Locate and copy all lines bearing the word "with".

==========

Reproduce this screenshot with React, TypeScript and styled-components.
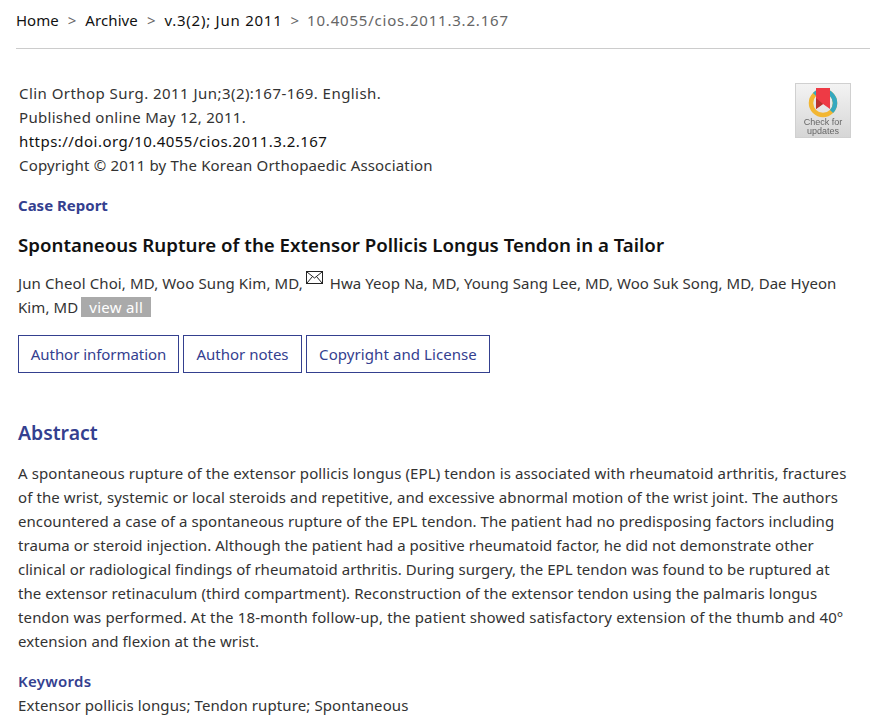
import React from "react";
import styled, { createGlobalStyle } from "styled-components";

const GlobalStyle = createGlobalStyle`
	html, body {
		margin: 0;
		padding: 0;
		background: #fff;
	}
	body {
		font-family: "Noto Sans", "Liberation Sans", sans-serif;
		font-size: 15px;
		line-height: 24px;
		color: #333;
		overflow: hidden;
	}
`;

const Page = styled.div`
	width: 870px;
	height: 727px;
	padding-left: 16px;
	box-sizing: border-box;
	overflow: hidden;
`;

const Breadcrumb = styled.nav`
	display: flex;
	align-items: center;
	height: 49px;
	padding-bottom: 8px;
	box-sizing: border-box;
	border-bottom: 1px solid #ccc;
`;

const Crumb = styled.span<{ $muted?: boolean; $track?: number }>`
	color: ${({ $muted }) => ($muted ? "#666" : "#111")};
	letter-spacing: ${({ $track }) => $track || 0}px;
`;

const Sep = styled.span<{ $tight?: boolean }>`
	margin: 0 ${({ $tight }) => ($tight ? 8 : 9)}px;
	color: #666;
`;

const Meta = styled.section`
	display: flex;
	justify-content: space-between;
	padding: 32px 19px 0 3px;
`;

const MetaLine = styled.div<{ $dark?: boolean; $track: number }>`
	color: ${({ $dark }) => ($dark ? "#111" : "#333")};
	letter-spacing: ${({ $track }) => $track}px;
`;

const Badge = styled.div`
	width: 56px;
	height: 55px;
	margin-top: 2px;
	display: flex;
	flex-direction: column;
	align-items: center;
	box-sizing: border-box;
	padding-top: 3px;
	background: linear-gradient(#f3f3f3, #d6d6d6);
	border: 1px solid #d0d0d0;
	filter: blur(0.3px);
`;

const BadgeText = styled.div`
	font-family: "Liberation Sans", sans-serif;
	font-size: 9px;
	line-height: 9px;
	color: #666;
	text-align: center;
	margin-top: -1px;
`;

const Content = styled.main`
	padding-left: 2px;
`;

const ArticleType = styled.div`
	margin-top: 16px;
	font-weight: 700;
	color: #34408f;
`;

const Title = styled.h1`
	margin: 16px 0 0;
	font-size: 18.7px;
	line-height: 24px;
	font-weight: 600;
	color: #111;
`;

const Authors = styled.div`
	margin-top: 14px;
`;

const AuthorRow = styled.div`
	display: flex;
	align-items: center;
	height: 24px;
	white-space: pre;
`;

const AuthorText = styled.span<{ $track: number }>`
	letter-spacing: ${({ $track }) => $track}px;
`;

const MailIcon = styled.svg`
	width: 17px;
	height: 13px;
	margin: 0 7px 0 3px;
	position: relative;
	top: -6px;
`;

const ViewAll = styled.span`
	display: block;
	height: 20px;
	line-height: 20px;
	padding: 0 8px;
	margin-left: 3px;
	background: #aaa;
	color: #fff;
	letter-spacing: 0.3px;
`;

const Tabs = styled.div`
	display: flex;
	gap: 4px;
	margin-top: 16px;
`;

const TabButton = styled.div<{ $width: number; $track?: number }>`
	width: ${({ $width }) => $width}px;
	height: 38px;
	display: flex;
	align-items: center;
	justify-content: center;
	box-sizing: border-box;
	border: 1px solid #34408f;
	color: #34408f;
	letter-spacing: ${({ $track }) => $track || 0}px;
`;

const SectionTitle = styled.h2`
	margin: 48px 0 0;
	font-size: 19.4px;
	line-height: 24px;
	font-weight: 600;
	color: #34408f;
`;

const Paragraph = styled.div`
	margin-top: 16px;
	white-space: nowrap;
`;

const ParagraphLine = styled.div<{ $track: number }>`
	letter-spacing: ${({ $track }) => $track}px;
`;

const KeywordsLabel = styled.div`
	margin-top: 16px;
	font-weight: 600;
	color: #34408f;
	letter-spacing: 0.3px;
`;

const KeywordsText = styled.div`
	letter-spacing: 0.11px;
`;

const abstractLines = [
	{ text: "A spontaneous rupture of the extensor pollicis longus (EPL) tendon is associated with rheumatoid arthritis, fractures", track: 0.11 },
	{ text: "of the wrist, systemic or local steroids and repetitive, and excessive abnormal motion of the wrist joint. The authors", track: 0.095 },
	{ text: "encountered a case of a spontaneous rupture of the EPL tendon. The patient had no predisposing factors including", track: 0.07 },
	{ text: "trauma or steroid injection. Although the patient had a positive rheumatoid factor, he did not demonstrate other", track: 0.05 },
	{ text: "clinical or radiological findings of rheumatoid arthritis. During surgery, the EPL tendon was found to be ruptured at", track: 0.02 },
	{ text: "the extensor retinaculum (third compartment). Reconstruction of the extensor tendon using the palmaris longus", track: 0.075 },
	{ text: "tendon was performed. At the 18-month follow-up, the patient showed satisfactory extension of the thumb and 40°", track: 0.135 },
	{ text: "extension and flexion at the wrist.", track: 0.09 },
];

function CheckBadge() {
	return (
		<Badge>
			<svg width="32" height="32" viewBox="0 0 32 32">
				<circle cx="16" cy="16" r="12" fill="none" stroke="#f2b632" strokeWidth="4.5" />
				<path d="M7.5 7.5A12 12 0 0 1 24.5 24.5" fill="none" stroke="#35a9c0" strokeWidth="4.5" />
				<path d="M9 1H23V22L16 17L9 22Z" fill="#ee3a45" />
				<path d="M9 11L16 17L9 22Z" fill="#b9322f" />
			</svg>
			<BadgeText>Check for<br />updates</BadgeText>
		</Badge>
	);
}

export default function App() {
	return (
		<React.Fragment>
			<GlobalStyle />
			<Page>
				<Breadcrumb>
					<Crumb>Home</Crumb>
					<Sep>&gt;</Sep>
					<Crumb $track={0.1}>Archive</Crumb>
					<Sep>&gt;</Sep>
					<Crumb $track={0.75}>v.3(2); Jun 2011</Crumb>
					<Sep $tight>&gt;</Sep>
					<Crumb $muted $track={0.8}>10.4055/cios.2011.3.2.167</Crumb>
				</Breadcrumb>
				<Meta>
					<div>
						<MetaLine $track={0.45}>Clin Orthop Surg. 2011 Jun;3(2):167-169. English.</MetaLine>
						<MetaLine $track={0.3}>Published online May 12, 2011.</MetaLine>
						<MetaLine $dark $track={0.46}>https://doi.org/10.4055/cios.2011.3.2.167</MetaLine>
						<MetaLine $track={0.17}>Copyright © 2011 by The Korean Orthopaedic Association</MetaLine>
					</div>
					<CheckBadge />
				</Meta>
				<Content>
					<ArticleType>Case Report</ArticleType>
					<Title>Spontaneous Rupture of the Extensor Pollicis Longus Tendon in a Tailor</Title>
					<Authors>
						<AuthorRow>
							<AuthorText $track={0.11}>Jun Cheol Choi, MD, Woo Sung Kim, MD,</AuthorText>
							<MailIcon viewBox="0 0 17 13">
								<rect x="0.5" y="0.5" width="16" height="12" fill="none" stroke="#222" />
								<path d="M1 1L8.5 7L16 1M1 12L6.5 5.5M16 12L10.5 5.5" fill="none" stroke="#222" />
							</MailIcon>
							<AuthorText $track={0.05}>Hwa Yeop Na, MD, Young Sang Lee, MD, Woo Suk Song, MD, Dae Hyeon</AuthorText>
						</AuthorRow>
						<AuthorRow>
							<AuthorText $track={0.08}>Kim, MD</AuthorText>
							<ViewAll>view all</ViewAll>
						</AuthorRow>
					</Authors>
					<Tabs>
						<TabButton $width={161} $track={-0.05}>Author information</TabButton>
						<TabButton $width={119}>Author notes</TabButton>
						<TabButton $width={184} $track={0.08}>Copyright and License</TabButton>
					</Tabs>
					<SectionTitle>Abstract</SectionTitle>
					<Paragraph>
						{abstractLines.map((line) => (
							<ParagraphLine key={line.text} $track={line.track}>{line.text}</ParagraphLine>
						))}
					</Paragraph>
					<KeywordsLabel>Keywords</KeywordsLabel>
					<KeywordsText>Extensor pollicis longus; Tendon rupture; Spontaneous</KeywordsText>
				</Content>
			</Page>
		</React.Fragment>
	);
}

==========

• [OUTPUT OF THE TASK]
Reproduce this screenshot with React, TypeScript and styled-components.
	{ text: "A spontaneous rupture of the extensor pollicis longus (EPL) tendon is associated with rheumatoid arthritis, fractures", track: 0.11 },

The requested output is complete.